A run of records
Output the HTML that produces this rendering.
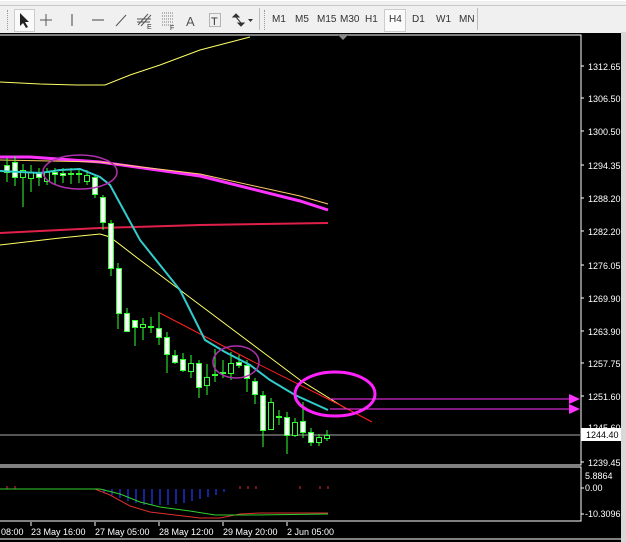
<!DOCTYPE html>
<html><head><meta charset="utf-8"><style>
body{margin:0;width:626px;height:542px;overflow:hidden;background:#000;font-family:"Liberation Sans",sans-serif}
#tb{position:absolute;left:0;top:0;width:626px;height:32px;background:#f0f0f0;border-top:1px solid #fff}
#tb .ln{position:absolute;left:0;top:4px;width:626px;height:1px;background:#c8c8c8}
.t{position:absolute;top:13px;font-size:10px;color:#333;font-family:"Liberation Sans",sans-serif}
</style></head><body>
<div id="tb"><div class="ln"></div>
<div style="position:absolute;left:14px;top:8px;width:19px;height:21px;background:#fafafa;border:1px solid #ccc"></div>
<div style="position:absolute;left:384px;top:8px;width:20px;height:21px;background:#fafafa;border:1px solid #ccc"></div>
<div style="position:absolute;left:7px;top:9px;width:2px;height:20px;border-left:1px dotted #999"></div>
<div style="position:absolute;left:259px;top:7px;width:1px;height:22px;background:#bbb"></div>
<div style="position:absolute;left:264px;top:9px;width:2px;height:20px;border-left:1px dotted #999"></div>
<div style="position:absolute;left:477px;top:7px;width:1px;height:22px;background:#bbb"></div>
<svg style="position:absolute;left:0;top:0" width="260" height="32">
<path d="M20 12 L20 25 L23 22 L26 27 L28 26 L25 21 L29 21 Z" fill="#222"/>
<path d="M46 13V25M40 19H52" stroke="#555"/>
<path d="M72 13V25" stroke="#444"/>
<path d="M92 19H104" stroke="#444"/>
<path d="M116 25L126 14" stroke="#555"/>
<path d="M138 24L148 13M141 25L151 14M137 18H151M137 21H150" stroke="#555"/>
<text x="147" y="28" font-size="7" fill="#333" font-family="Liberation Sans">E</text>
<path d="M162 12H174M162 15H174M162 18H174M162 21H174M162 24H174" stroke="#777" stroke-dasharray="1,1"/>
<text x="170" y="29" font-size="7" fill="#333" font-family="Liberation Sans">F</text>
<text x="186" y="25" font-size="13" fill="#555" font-family="Liberation Sans">A</text>
<rect x="209.5" y="12.5" width="11" height="13" fill="none" stroke="#777" stroke-dasharray="1,1"/>
<text x="211" y="24" font-size="11" fill="#333" font-family="Liberation Sans">T</text>
<path d="M233 16l3-3 3 3zM236 16l5 6M238 22l3 3 3-3z" fill="#333" stroke="#333"/>
<path d="M248 18h5l-2.5 3z" fill="#333"/>
</svg>
<span class="t" style="left:272px">M1</span><span class="t" style="left:295px">M5</span>
<span class="t" style="left:317px">M15</span><span class="t" style="left:340px">M30</span>
<span class="t" style="left:365px">H1</span><span class="t" style="left:389px">H4</span>
<span class="t" style="left:412px">D1</span><span class="t" style="left:436px">W1</span>
<span class="t" style="left:459px">MN</span>
</div>
<svg style="position:absolute;left:0;top:32px" width="626" height="510" viewBox="0 32 626 510">
<rect x="-1" y="35" width="582" height="430" fill="none" stroke="#fff"/>
<rect x="-1" y="467" width="582" height="54" fill="none" stroke="#fff"/>
<path d="M0 539H626" stroke="#fff"/>
<rect x="621" y="32" width="5" height="510" fill="#d8d8d8"/>
<path d="M338 35l5 5 5-5z" fill="#888"/>
<polyline fill="none" stroke="#ffff66" points="0,82 40,84 76,85 105,85 130,75 160,65 200,50 250,37"/>
<polyline fill="none" stroke="#ff33ff" stroke-width="3" points="0,157 30,157 100,162 200,176 300,201 328,210"/>
<polyline fill="none" stroke="#ffcc66" points="0,160 100,162 200,174 300,196 328,204"/>
<polyline fill="none" stroke="#e0204a" stroke-width="2" points="0,233 100,228 200,225 328,223"/>
<polyline fill="none" stroke="#ffff66" points="0,245 60,238 100,234 110,237 140,260 200,305 260,350 300,380 345,408"/>
<polyline fill="none" stroke="#ff2020" points="160,313 250,360 340,405 372,422"/>
<path d="M0 435H580" stroke="#aaa"/>
<g stroke="#33ff33" stroke-width="1">
<path d="M7 158V182M15 156V186M23 164V207M31 165V192M39 168V186M47 168V185M55 168V185M63 168V183M71 168V184M79 168V183M87 170V185M95 175V198M103 195V230M111 220V276M118 263V329M127 308V332M135 320V346M143 318V340M151 317V333M159 312V345M167 332V373M175 350V364M183 353V372M191 355V378M199 360V398M207 364V395M215 349V382M223 360V378M231 352V380M239 355V368M247 360V392M255 378V404M263 391V447M271 398V430M279 410V425M287 412V454M295 418V437M303 402V438M311 428V446M319 434V446M327 430V441"/>
</g>
<g stroke="#33ff33" fill="#fff">
<rect x="4.5" y="165.5" width="5" height="7"/><rect x="12.5" y="162.5" width="5" height="15"/>
<rect x="20.5" y="170.5" width="5" height="7" fill="#000"/><rect x="28.5" y="172.5" width="5" height="6" fill="#000"/>
<rect x="36.5" y="173.5" width="5" height="4"/><rect x="44.5" y="172.5" width="5" height="9" fill="#000"/>
<rect x="52.5" y="172.5" width="5" height="2"/><rect x="60.5" y="173.5" width="5" height="2"/>
<rect x="68.5" y="173.5" width="5" height="1"/><rect x="76.5" y="173.5" width="5" height="1"/>
<rect x="84.5" y="175.5" width="5" height="6" fill="#000"/><rect x="92.5" y="177.5" width="5" height="17"/>
<rect x="100.5" y="197.5" width="5" height="25"/><rect x="108.5" y="223.5" width="5" height="45"/>
<rect x="116.5" y="268.5" width="5" height="45"/><rect x="124.5" y="313.5" width="5" height="18"/>
<rect x="132.5" y="320.5" width="5" height="7"/><rect x="140.5" y="324.5" width="5" height="3" fill="#000"/>
<rect x="148.5" y="326.5" width="5" height="1"/><rect x="156.5" y="328.5" width="5" height="9"/>
<rect x="164.5" y="337.5" width="5" height="17"/><rect x="172.5" y="355.5" width="5" height="7"/>
<rect x="180.5" y="359.5" width="5" height="11"/><rect x="188.5" y="363.5" width="5" height="8" fill="#000"/>
<rect x="196.5" y="363.5" width="5" height="24"/><rect x="204.5" y="377.5" width="5" height="8" fill="#000"/>
<rect x="212.5" y="374.5" width="5" height="1"/><rect x="220.5" y="372.5" width="5" height="1"/>
<rect x="228.5" y="363.5" width="5" height="10" fill="#000"/><rect x="236.5" y="362.5" width="5" height="3"/>
<rect x="244.5" y="365.5" width="5" height="13"/><rect x="252.5" y="381.5" width="5" height="13"/>
<rect x="260.5" y="395.5" width="5" height="35"/><rect x="268.5" y="402.5" width="5" height="27" fill="#000"/>
<rect x="276.5" y="416.5" width="5" height="1"/><rect x="284.5" y="417.5" width="5" height="18"/>
<rect x="292.5" y="422.5" width="5" height="13" fill="#000"/><rect x="300.5" y="421.5" width="5" height="11"/>
<rect x="308.5" y="432.5" width="5" height="10"/><rect x="316.5" y="437.5" width="5" height="5" fill="#000"/>
<rect x="324.5" y="435.5" width="5" height="3" fill="#000"/>
</g>
<polyline fill="none" stroke="#33cccc" stroke-width="2" points="0,171 40,173 60,170 80,169 100,177 110,185 140,240 180,290 205,340 225,352 250,365 270,380 295,395 328,410"/>
<ellipse cx="80" cy="172" rx="37" ry="17" fill="none" stroke="#b030b0" stroke-width="1.5"/>
<ellipse cx="236" cy="362" rx="23" ry="16" fill="none" stroke="#b030b0" stroke-width="1.5"/>
<ellipse cx="335" cy="394" rx="40" ry="22" fill="none" stroke="#ff22ff" stroke-width="3"/>
<path d="M330 399H570M330 409H570" stroke="#ff33ff"/>
<path d="M569 394l11 5-11 5zM569 404l11 5-11 5z" fill="#ff33ff"/>
<g fill="#fff" font-size="9" font-family="Liberation Sans">
<text x="588" y="70">1312.65</text><text x="588" y="102">1306.50</text><text x="588" y="135">1300.50</text>
<text x="588" y="169">1294.35</text><text x="588" y="202">1288.20</text><text x="588" y="235">1282.20</text>
<text x="588" y="269">1276.05</text><text x="588" y="302">1269.90</text><text x="588" y="335">1263.90</text>
<text x="588" y="367">1257.75</text><text x="588" y="400">1251.60</text><text x="588" y="431">1245.60</text>
<text x="588" y="466">1239.45</text>
<text x="585" y="479">5.8864</text><text x="585" y="491">0.00</text><text x="585" y="517">-10.3096</text>
</g>
<g stroke="#fff"><path d="M581 66h3M581 98h3M581 131h3M581 165h3M581 198h3M581 231h3M581 265h3M581 298h3M581 331h3M581 363h3M581 396h3M581 462h3M581 488h3M581 514h3"/></g>
<rect x="581" y="428" width="40" height="13" fill="#fff"/>
<text x="586" y="438" font-size="9" fill="#000" font-family="Liberation Sans">1244.40</text>
<g stroke="#2233ee" stroke-width="1.3">
<path d="M104 489v4M112 489v6M120 489v9M128 489v12M136 489v14M144 489v16M152 489v16M160 489v16M168 489v16M176 489v15M184 489v14M192 489v12M200 489v10M208 489v8M216 489v6M224 489v3"/>
</g>
<path d="M7 486v3M15 486v3M240 486v3M248 486v3M256 486v3M300 486v3M320 486v3M328 486v3" stroke="#e03030"/>
<polyline fill="none" stroke="#e03030" points="0,489 95,489 110,495 130,506 150,512 175,515 200,518 220,518 240,514 260,513 328,513"/>
<polyline fill="none" stroke="#30d030" points="0,489 100,489 120,494 140,502 160,507 190,511 215,515 250,515 328,514"/>
<g fill="#fff" font-size="9" font-family="Liberation Sans">
<text x="1" y="535">08:00</text><text x="31" y="535">23 May 16:00</text><text x="95" y="535">27 May 05:00</text>
<text x="159" y="535">28 May 12:00</text><text x="223" y="535">29 May 20:00</text><text x="287" y="535">2 Jun 05:00</text>
</g>
<path d="M31 522v4M95 522v4M159 522v4M223 522v4M287 522v4" stroke="#fff"/>
</svg>
</body></html>
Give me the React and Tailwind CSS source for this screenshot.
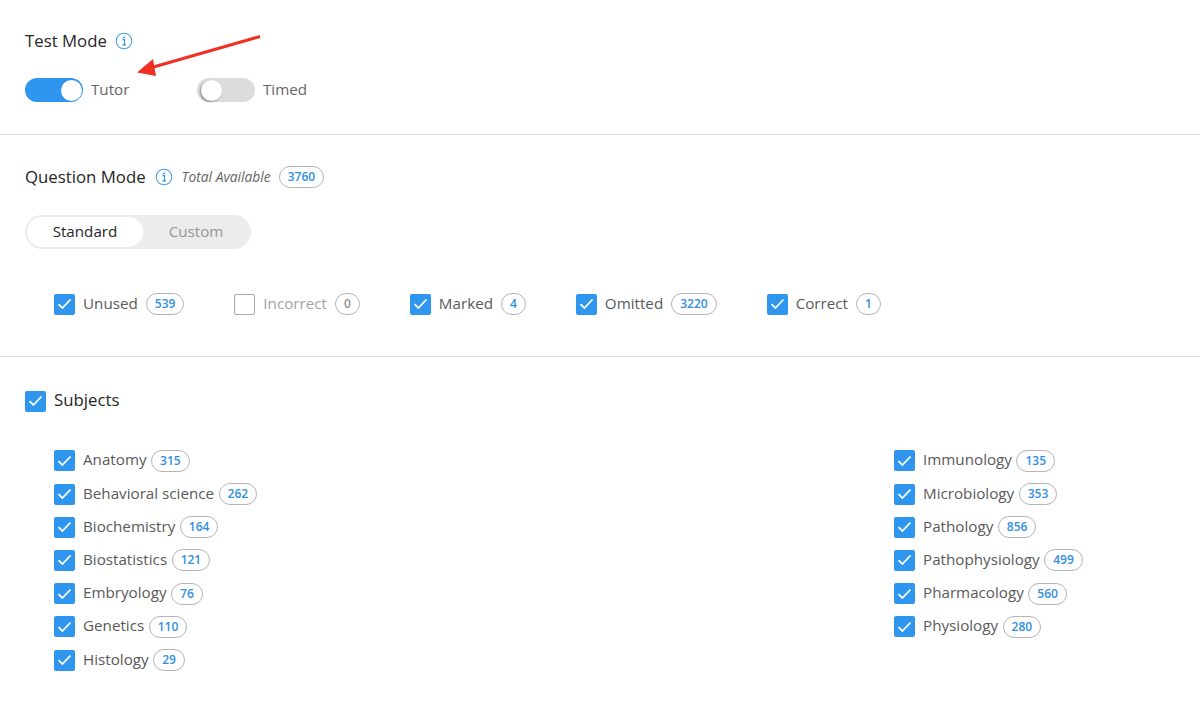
const LEFT = [
  ['Anatomy', 315],
  ['Behavioral science', 262],
  ['Biochemistry', 164],
  ['Biostatistics', 121],
  ['Embryology', 76],
  ['Genetics', 110],
  ['Histology', 29],
]

const RIGHT = [
  ['Immunology', 135],
  ['Microbiology', 353],
  ['Pathology', 856],
  ['Pathophysiology', 499],
  ['Pharmacology', 560],
  ['Physiology', 280],
]

const MODES = [
  ['Unused', 539, true],
  ['Incorrect', 0, false],
  ['Marked', 4, true],
  ['Omitted', 3220, true],
  ['Correct', 1, true],
]

function InfoIcon() {
  return (
    <svg width="18" height="18" viewBox="0 0 18 18" fill="none" className="shrink-0">
      <circle cx="9" cy="9" r="7.8" stroke="#4a9fe3" strokeWidth="1.1" />
      <circle cx="9" cy="5.4" r="1" fill="#2f95ee" />
      <path d="M7.4 7.6H9.5V12.6M7.3 12.8H11" stroke="#2f95ee" strokeWidth="1.2" />
    </svg>
  )
}

function Checkbox({ checked }) {
  if (!checked) {
    return <span className="w-[21px] h-[21px] shrink-0 rounded-[2px] border border-[#a8a8a8] bg-white" />
  }
  return (
    <span className="w-[21px] h-[21px] shrink-0 rounded-[2px] bg-[#2f96f0] flex items-center justify-center">
      <svg width="15" height="12" viewBox="0 0 15 12" fill="none">
        <path d="M1.5 6.2L5.4 10L13.5 1.5" stroke="white" strokeWidth="1.8" />
      </svg>
    </span>
  )
}

function Badge({ value, muted }) {
  return (
    <span className={`h-[22px] px-[8px] rounded-full border border-[#b5b5b5] flex items-center justify-center text-[12px] font-semibold ${muted ? 'text-[#8f8f8f]' : 'text-[#2f8fe4]'}`}>
      {value}
    </span>
  )
}

function Toggle({ on, label }) {
  return (
    <div className="flex items-center gap-2">
      <div className={`w-[58px] h-[24px] rounded-full flex items-center ${on ? 'bg-[#2f96f0] justify-end pr-[1px]' : 'bg-[#dcdcdc] justify-start pl-[4px]'}`}>
        <span className={`w-[21px] h-[21px] rounded-full bg-white ${on ? '' : 'shadow-[-1px_1px_2px_rgba(0,0,0,0.4)]'}`} />
      </div>
      <span className="pb-[2px] text-[15.2px] text-[#666666]">{label}</span>
    </div>
  )
}

function SubjectRow({ name, count }) {
  return (
    <div className="h-[33.2px] flex items-center">
      <Checkbox checked />
      <span className="ml-2 pb-[2px] text-[15.2px] text-[#595959]">{name}</span>
      <span className="ml-[4.5px]"><Badge value={count} /></span>
    </div>
  )
}

export default function App() {
  return (
    <div className="relative w-[1200px] h-[707px] overflow-hidden bg-white font-['Open_Sans',sans-serif]">
      {/* Flecha roja */}
      <svg className="absolute left-[130px] top-[30px]" width="135" height="50" viewBox="0 0 135 50" fill="none">
        <path d="M130 6.5L20 38" stroke="#ee3124" strokeWidth="3" />
        <path d="M7 42.5L23 29L26 46Z" fill="#ee3124" />
      </svg>

      <section className="h-[135px] border-b border-[#dedede] px-[25px] pt-[29px]">
        <div className="flex items-center gap-2 h-6">
          <span className="text-[16.8px] text-[#262626]">Test Mode</span>
          <InfoIcon />
        </div>
        <div className="flex gap-[67.5px] mt-[25px]">
          <Toggle on label="Tutor" />
          <Toggle label="Timed" />
        </div>
      </section>

      <section className="h-[222px] border-b border-[#dedede] px-[25px] pt-[30px]">
        <div className="flex items-center h-6">
          <span className="text-[16.8px] text-[#262626]">Question Mode</span>
          <span className="ml-[9px]"><InfoIcon /></span>
          <span className="ml-[9px] text-[13.8px] italic text-[#666666]">Total Available</span>
          <span className="ml-2"><Badge value={3760} /></span>
        </div>
        <div className="mt-[26px] w-[226px] h-[34px] rounded-full bg-[#ececec] flex items-center p-[2px]">
          <span className="w-[116px] h-[30px] pb-[2px] rounded-full bg-white flex items-center justify-center text-[15.2px] text-[#262626]">Standard</span>
          <span className="flex-1 pb-[2px] text-center text-[15.2px] text-[#969696]">Custom</span>
        </div>
        <div className="mt-[44px] pl-[29px] flex gap-[50px]">
          {MODES.map(([name, count, checked]) => (
            <div key={name} className="flex items-center h-[22px]">
              <Checkbox checked={checked} />
              <span className={`ml-2 pb-[2px] text-[15.2px] ${checked ? 'text-[#595959]' : 'text-[#a3a3a3]'}`}>{name}</span>
              <span className="ml-2"><Badge value={count} muted={!checked} /></span>
            </div>
          ))}
        </div>
      </section>

      <section className="px-[25px] pt-[33px]">
        <div className="flex items-center gap-2 h-[22px]">
          <Checkbox checked />
          <span className="pb-[2px] text-[16.8px] text-[#262626]">Subjects</span>
        </div>
        <div className="mt-[32.3px] pl-[29px] flex">
          <div className="w-[840px]">
            {LEFT.map(([name, count]) => <SubjectRow key={name} name={name} count={count} />)}
          </div>
          <div>
            {RIGHT.map(([name, count]) => <SubjectRow key={name} name={name} count={count} />)}
          </div>
        </div>
      </section>
    </div>
  )
}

§ Set task:
Extract from the data every line where "this" shows up.

§ Worked solution:
Output the HTML that produces this rendering.
Give me the React and Tailwind CSS source for this screenshot.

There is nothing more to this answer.